One that I didn't touch was keeping the Snakefile and config files out of the repo. That makes sense. How do I remove those files from this PR?

To be clear, I think there should still be some sort of Snakefile and config file in the river-dl repo, I just don't think it should be project-specific. If someone using river-dl did want to see how to construct a Snakefile with gw loss functions, it might be nice to have an example in river-dl, but I'm not sure it should be the default. So I think there might be a few options:

  1. Remove your gw-specific Snakefile and config file from your local repo, add back the original Snakefile & config file to your local repo, commit & push (that should remove the modified Snakefile and config file from this PR)
  2. Comment out the lines that are specific to gw losses in the Snakefile / config file and try to get as close as possible to the original default Snakefile / config file
  3. Save the gw-specific Snakefile and config file as Snakefile_gw or something similar, and add back in the original Snakefile to your local repo. This way, the original Snakefile would still be in river-dl and people will have an example of what including gw losses would look like.

I think I'd prefer option 3, and then 1, and then 2. But it'd be good to hear what others think

janetrbarclay commented 3 years ago

It would be pretty easy to do option 3 and that makes sense to me. Having alternative snakefiles and config files could be a good strategy in general for demonstrating use of the less routine (or project-specific) features of river-dl. (Could be a way to demonstrate use of the command line training rule as well.)

janetrbarclay commented 3 years ago

@jzwart I've added back the existing Snakefile and config.yml and tagged the gw ones at Snakefile_gw and config_gw.yml. Let me know if there's anything else I missed for this PR.

jzwart commented 3 years ago

Thanks @janetrbarclay , I think it looks good to me!

janetrbarclay commented 3 years ago

@jzwart So is it good to merge? If so, how do we do that? I don't see a link for it so either I'm missing something or I don't have access to do it.

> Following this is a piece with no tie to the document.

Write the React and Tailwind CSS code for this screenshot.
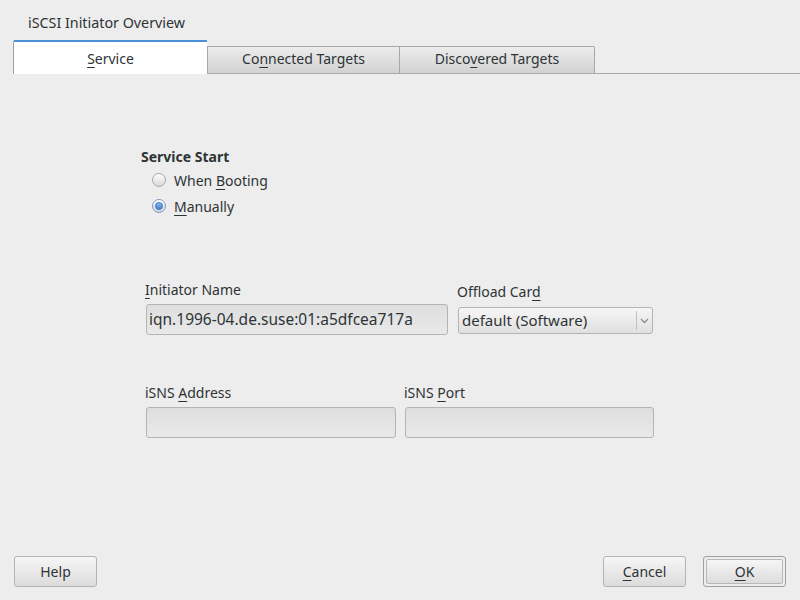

jzwart commented 3 years ago

Yeah I think it's good to merge. @jsadler2 , is @janetrbarclay a collaborator on the repo and has merge privileges? I can merge otherwise

jzwart commented 3 years ago

pinging @jsadler2 on this again. You think it's alright to merge? and also curious why Janet can't merge

janetrbarclay commented 3 years ago

@jsadler2 I think I responded to all your comments. Let me know if there is anything I missed. My response about why the loss function isn't defined in the Snakefile isn't showing up on the Conversation tab, but it does show up on the "Files Changed" tab.

jsadler2 commented 3 years ago

@janetrbarclay - thanks for making those changes. I think it's good to merge, now. I will do that, since I think you can't for some reason.